Shmuel Shoham, MD; Patricia J. Simner, PhD; Kathryn E. Dzintars, PharmD


February 09, 2016

In This Article

Antimicrobial Susceptibility Testing; Now and in the Future

Ceftolozane/tazobactam received FDA approval before the availability of FDA-cleared commercial antimicrobial testing devices. Antimicrobial susceptibility testing (AST) methods available for ceftolozane/tazobactam, based on the FDA and CLSI interpretative criteria, include the reference-standard broth dilution, Etest, and Kirby-Bauer disks. Currently, Etest strips and Kirby-Bauer disks are available for research use only. These research use-only devices were made available through a microbiology volunteer program, in which healthcare institutions were encouraged to evaluate the activity of ceftolozane/tazobactam against pathogens encountered in their institutions. However, these results were not to be used to determine whether ceftolozane/tazobactam was a therapeutic option for patient management.

The manufacturer of ceftolozane/tazobactam (Merck & Co., Inc.) provides reference-standard broth dilution AST services through a reference laboratory, Laboratory Specialists, Inc., for organisms isolated from FDA-approved indications (complicated UTIs and intra-abdominal infections). Laboratory-grade powder for AST by individual laboratories is difficult to procure and is unavailable without a material transfer agreement between Merck and the testing laboratory.

TREK Diagnostic Systems is currently in the process of validating FDA-cleared lyophilized 96-well broth microbroth dilution panels for clinical use. An advantage of these panels is the ability to customize them to include other antimicrobials of interest. However, a significant disadvantage is the commitment to purchasing a large number of panels (500), making it financially unfeasible for most clinical laboratories.

Requests for AST of ceftolozane/tazobactam are becoming commonplace in clinical microbiology laboratories as more and more MDR gram-negative bacilli are encountered in the hospital setting. Most of these requests are made for organisms isolated from blood or respiratory specimens, which are not FDA-approved sources. The lack of availability of FDA-cleared AST methods makes it challenging for laboratories to provide accurate results to guide use of ceftolozane/tazobactam for clinical care. Although clinical isolates from indicated sources can be sent to Merck's reference laboratory for testing, no AST method for clinical care is available for off-label indications, where the demand for testing is highest.

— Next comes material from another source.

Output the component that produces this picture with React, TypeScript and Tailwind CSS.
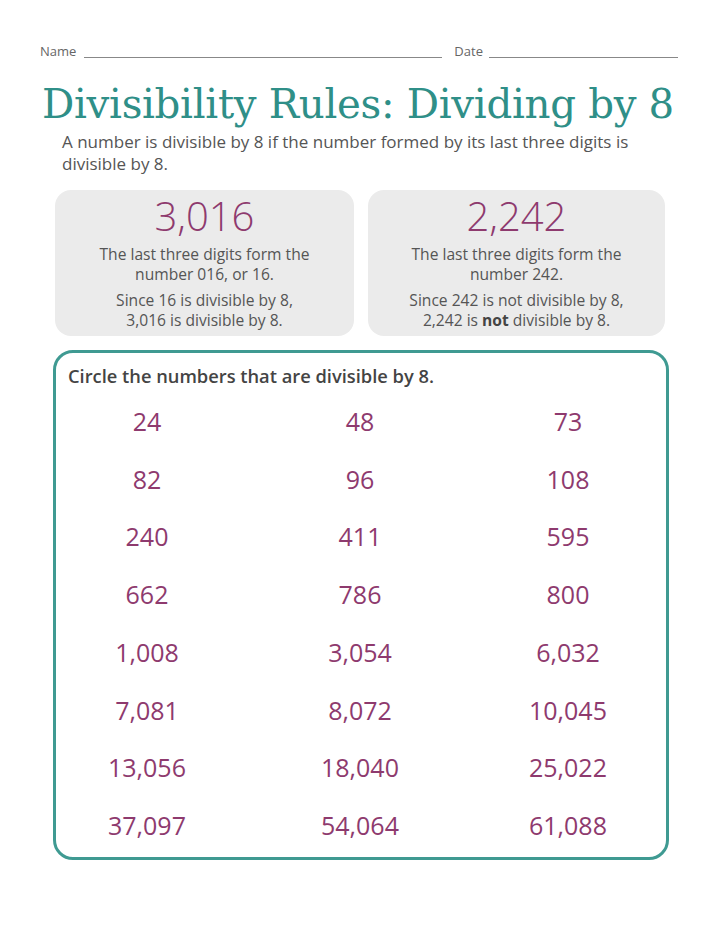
import React from "react";

const rows: string[][] = [
  ["24", "48", "73"],
  ["82", "96", "108"],
  ["240", "411", "595"],
  ["662", "786", "800"],
  ["1,008", "3,054", "6,032"],
  ["7,081", "8,072", "10,045"],
  ["13,056", "18,040", "25,022"],
  ["37,097", "54,064", "61,088"],
];

export default function App() {
  return (
    <div className="w-[720px] h-[933px] bg-white relative" style={{ fontFamily: '"Open Sans", "Noto Sans", sans-serif' }}>
      <div className="pt-[44px] pl-[40px] pr-[42px] flex items-end text-[13px] text-[#666]">
        <span className="leading-[15px]">Name</span>
        <div className="ml-[8px] w-[358px] border-b border-[#888] mb-[1px]"></div>
        <span className="ml-[12px] leading-[15px]">Date</span>
        <div className="ml-[6px] flex-1 border-b border-[#888] mb-[1px]"></div>
      </div>
      <h1
        className="mt-[23px] pl-[42px] text-[40.3px] leading-[46px] text-[#2f8f88] whitespace-nowrap tracking-[-0.3px]"
        style={{ fontFamily: '"DejaVu Serif", serif' }}
      >
        Divisibility Rules: Dividing by 8
      </h1>
      <p className="mt-[3px] ml-[62px] w-[600px] text-[17px] leading-[22px] text-[#555]">
        A number is divisible by 8 if the number formed by its last three digits is divisible by 8.
      </p>
      <div className="mt-[15px] ml-[55px] mr-[55px] flex gap-[14px]">
        <div className="w-[299px] h-[146px] rounded-[16px] bg-[#ebebeb] flex flex-col items-center pt-[3px] text-[15.6px] leading-[20px] text-[#555]">
          <div className="text-[40px] leading-[46px] font-light text-[#8e3a6e]">3,016</div>
          <div className="mt-[5px] text-center">The last three digits form the<br />number 016, or 16.</div>
          <div className="mt-[6px] text-center">Since 16 is divisible by 8,<br />3,016 is divisible by 8.</div>
        </div>
        <div className="w-[297px] h-[146px] rounded-[16px] bg-[#ebebeb] flex flex-col items-center pt-[3px] text-[15.6px] leading-[20px] text-[#555]">
          <div className="text-[40px] leading-[46px] font-light text-[#8e3a6e]">2,242</div>
          <div className="mt-[5px] text-center">The last three digits form the<br />number 242.</div>
          <div className="mt-[6px] text-center">Since 242 is not divisible by 8,<br />2,242 is <b className="font-bold text-[#444]">not</b> divisible by 8.</div>
        </div>
      </div>
      <div className="mt-[14px] ml-[53px] w-[616px] h-[510px] rounded-[20px] border-[3px] border-[#3f9a92] pt-[12px]">
        <div className="pl-[12px] text-[18.3px] leading-[22px] font-semibold text-[#444]">Circle the numbers that are divisible by 8.</div>
        <div className="mt-[6px] grid grid-cols-[182px_244px_172px] text-[25px] text-[#8e3a6e]">
          {rows.map((r, i) => (
            <React.Fragment key={i}>
              {r.map((n, j) => (
                <div key={j} className="h-[57.7px] flex items-center justify-center">{n}</div>
              ))}
            </React.Fragment>
          ))}
        </div>
      </div>
    </div>
  );
}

In the future, as new antimicrobial agents receive FDA approval, commercially available FDA-cleared testing devices need to be made available in parallel. This is especially critical when we are faced with difficult-to-treat organisms and a lack of available treatment options to be able to determine activity for patient management.

It is anticipated that ceftolozane/tazobactam Kirby-Bauer disks will receive FDA clearance shortly. At that point, individual laboratories will be able to validate the disks and test ceftolozane/tazobactam clinically to yield actionable results for patient management. Clinicians will still need to decide whether they should use the drug for an off-label indication, but they will have a better sense as to whether the organism causing the infection is susceptible.